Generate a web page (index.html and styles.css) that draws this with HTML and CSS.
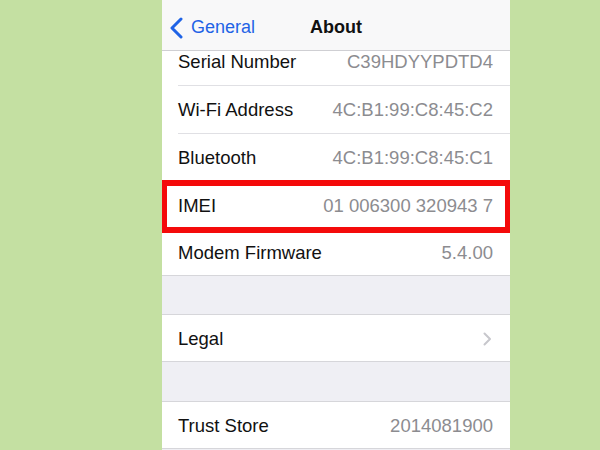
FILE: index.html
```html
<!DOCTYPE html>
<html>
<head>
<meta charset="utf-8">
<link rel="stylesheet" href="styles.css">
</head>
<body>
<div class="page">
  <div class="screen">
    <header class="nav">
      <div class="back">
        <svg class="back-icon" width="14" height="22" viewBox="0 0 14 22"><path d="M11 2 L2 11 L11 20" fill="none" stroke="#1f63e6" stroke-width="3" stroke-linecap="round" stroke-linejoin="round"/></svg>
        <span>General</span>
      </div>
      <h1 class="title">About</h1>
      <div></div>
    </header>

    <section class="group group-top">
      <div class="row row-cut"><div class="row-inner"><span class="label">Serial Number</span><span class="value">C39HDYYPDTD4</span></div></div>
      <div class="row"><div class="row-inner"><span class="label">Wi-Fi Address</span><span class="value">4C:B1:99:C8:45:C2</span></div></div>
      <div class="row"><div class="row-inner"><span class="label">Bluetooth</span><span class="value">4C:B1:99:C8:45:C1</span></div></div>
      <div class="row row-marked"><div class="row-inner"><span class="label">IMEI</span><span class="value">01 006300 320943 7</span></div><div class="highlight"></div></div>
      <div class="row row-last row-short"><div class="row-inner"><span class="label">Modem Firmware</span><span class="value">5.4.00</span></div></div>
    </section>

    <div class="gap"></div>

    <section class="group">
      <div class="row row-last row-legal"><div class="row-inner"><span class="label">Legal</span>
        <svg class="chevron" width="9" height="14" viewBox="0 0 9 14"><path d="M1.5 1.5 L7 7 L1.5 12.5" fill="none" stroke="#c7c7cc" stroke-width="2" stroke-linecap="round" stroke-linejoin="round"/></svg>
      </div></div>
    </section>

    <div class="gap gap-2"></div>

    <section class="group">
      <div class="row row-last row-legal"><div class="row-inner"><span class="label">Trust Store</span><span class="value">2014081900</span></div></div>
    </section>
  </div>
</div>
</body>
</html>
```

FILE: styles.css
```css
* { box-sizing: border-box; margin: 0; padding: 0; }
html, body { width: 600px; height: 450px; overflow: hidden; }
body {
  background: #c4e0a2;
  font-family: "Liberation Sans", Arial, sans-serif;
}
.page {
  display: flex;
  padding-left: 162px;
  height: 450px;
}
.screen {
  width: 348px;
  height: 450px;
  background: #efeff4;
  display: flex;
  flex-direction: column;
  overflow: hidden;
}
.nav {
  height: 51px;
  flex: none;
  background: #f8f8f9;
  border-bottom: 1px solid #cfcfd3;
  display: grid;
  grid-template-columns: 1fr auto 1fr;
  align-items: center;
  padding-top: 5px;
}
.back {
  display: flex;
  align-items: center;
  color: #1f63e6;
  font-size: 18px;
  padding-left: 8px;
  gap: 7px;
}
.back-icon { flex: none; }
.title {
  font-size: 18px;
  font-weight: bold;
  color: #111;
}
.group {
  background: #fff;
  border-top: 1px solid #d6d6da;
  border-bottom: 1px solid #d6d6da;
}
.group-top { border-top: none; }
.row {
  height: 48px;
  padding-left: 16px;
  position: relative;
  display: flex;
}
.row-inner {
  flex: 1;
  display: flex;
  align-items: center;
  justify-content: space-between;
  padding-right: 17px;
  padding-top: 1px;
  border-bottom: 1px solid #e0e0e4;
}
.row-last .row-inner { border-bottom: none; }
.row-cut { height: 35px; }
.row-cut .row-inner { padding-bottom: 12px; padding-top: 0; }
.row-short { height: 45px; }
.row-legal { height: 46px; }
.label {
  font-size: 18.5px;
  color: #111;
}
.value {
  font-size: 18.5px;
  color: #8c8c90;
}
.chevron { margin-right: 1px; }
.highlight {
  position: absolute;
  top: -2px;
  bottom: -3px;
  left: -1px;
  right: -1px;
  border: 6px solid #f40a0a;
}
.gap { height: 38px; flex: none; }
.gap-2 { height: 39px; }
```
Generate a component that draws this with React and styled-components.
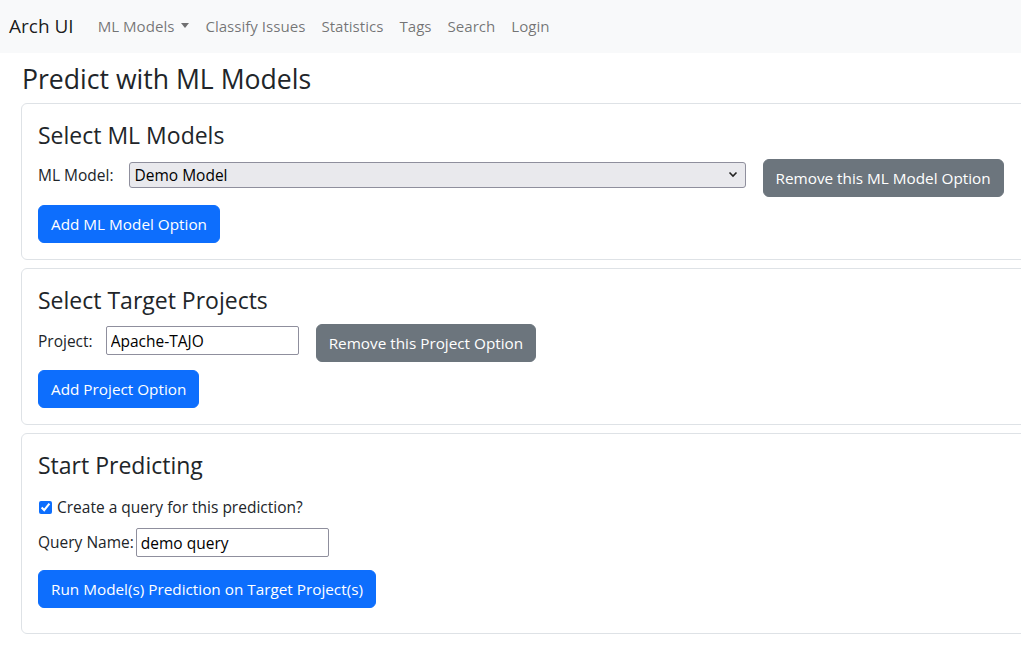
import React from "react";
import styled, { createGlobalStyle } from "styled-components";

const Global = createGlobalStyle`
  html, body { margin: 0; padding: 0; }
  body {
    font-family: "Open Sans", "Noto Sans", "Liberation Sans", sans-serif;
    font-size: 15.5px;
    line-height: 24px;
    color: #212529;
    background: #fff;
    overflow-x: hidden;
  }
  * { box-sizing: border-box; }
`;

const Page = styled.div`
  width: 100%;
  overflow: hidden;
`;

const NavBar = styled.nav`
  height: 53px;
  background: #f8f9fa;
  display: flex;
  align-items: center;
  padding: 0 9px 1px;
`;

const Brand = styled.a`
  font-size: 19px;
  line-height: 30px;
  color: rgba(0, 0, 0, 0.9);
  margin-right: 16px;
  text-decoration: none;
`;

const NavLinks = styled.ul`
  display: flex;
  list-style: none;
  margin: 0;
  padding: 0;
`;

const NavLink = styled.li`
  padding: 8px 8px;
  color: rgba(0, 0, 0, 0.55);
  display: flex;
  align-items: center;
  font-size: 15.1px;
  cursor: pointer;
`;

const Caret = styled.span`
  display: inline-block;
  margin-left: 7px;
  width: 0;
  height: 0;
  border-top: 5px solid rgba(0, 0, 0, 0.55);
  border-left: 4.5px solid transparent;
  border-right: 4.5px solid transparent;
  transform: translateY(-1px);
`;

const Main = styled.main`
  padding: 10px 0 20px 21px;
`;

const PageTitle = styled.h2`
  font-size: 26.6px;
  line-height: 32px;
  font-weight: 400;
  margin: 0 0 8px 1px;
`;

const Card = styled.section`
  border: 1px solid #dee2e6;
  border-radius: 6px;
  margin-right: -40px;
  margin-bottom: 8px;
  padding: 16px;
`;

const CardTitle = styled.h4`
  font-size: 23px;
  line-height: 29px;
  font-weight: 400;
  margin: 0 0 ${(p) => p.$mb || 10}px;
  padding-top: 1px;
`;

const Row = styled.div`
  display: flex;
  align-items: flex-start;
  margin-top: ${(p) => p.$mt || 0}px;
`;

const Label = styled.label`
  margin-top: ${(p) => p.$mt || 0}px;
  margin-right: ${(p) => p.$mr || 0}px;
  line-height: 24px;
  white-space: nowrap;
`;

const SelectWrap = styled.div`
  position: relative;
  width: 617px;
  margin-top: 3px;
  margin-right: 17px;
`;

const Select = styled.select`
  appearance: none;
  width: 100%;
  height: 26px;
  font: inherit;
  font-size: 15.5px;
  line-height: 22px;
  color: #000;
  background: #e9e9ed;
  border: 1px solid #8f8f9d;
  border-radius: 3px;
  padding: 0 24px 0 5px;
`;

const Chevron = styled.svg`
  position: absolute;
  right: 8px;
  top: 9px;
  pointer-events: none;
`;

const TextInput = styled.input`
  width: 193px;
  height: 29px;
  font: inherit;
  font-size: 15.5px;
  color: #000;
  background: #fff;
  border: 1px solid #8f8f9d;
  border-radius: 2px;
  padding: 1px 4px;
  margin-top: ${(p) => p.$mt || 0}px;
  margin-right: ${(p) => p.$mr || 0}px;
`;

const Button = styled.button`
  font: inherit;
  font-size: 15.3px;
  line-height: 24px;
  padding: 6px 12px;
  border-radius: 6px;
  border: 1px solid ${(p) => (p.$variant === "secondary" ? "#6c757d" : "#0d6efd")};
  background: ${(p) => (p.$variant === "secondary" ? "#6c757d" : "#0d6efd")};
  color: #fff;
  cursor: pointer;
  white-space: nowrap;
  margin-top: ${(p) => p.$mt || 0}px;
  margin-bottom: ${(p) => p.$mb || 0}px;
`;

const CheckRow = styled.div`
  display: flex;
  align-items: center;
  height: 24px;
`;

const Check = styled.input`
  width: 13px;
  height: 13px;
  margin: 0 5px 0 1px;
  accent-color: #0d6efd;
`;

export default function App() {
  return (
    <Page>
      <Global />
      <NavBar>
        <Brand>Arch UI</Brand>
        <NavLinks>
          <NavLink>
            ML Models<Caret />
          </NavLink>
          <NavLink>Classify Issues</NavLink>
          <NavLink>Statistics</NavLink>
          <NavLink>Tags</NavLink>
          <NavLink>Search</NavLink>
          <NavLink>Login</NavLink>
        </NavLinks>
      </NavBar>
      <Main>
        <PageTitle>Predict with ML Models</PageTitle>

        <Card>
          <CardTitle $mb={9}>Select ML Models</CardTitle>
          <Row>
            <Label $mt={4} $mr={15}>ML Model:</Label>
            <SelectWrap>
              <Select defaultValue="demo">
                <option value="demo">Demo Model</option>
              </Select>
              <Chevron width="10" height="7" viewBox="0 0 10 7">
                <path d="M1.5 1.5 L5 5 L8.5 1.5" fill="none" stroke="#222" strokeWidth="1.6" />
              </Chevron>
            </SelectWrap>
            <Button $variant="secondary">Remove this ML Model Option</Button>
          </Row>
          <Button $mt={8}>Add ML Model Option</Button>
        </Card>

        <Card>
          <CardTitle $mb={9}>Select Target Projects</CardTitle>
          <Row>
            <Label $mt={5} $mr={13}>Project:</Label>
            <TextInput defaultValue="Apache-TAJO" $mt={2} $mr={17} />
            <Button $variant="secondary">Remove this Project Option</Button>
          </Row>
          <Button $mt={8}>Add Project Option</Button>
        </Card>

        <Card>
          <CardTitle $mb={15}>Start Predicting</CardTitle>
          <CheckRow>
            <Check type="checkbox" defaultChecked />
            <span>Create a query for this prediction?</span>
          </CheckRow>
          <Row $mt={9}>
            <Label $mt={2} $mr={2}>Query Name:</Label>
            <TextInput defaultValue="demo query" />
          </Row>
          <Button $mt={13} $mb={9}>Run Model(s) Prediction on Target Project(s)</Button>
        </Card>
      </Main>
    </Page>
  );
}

⁂

Scan the listing above for the word "Generate" and copy every line that holds it.

Generate a web page (index.html and styles.css) that draws this with HTML and CSS.
Generate a component that draws this with React and styled-components.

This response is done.